In der Zeit der Abwesenheit des Präsidenten, der laut eigener Aussage in Miami mit den Folgen einer fast tödlichen Lungenembolie zu kämpfen hatte, gingen die offiziell kritisierten, faktisch aber wohlwollend geduldeten Militärs so weit, dass sie sich demonstrativ in Marschformation in einigen Städten zeigten. Sie besetzten sogar kurzzeitig das Parlament, um ihrer Forderung nach Entschädigung für die seit 17 Jahren entgangenen Gehälter Nachdruck zu verleihen.
Das immer offenere Auftreten dieser Soldaten ohne Sold stößt in der haitianischen Öffentlichkeit auf keinen nennenswerten Widerstand. Die Regierung kritisiert zwar mit pflichtbewusster Regelmäßigkeit das eigenmächtige Vorgehen selbsternannter Bataillonschefs, ergreift aber keine wirksamen Maßnahmen, um deren Treiben ein Ende zu bereiten. Vertreter ausländischer Staaten, allen voran die Botschafter der USA, Kanadas und Frankreichs, aber auch der Oberkommandierende der UN-Militärmission MINUSTAH, haben mehrfach erklärt, dass sie den Wiederaufbau einer haitianischen Armee keinesfalls unterstützen werden.

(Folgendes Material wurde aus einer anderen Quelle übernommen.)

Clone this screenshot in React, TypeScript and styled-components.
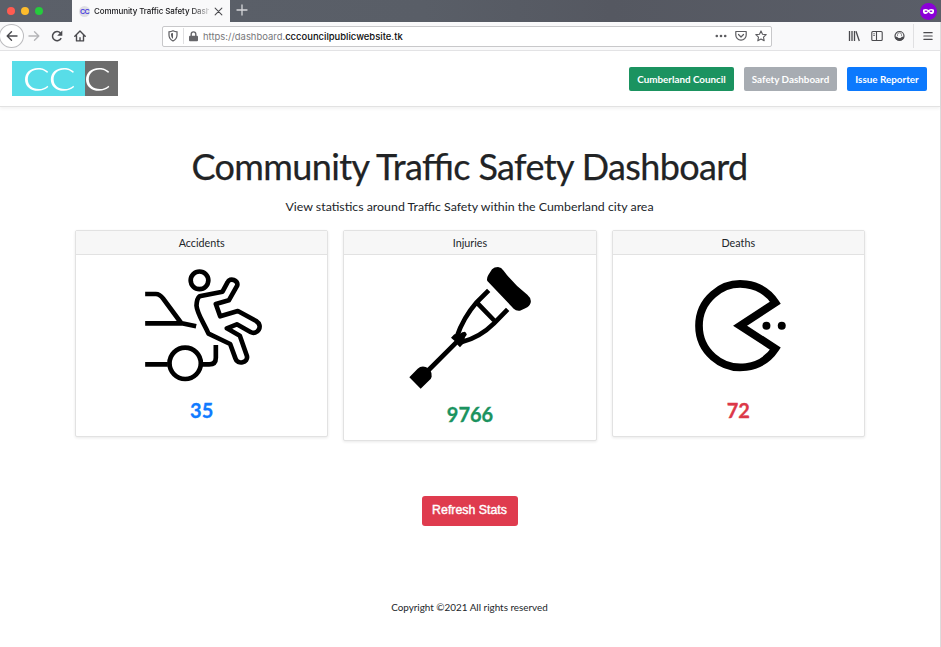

Präsident Martelly hält jedoch an seinem Projekt fest, da er auf die politische Unterstützung der Militärs angewiesen ist und andererseits die tiefe Abneigung der Haitianer gegenüber den UN-Truppen kennt. Auch von dem neuen Kabinett des in Kürze sein Amt antretenden neuen Premierministers Laurent Lamothe ist Widerstand gegen die Remilitarisierung kaum zu erwarten.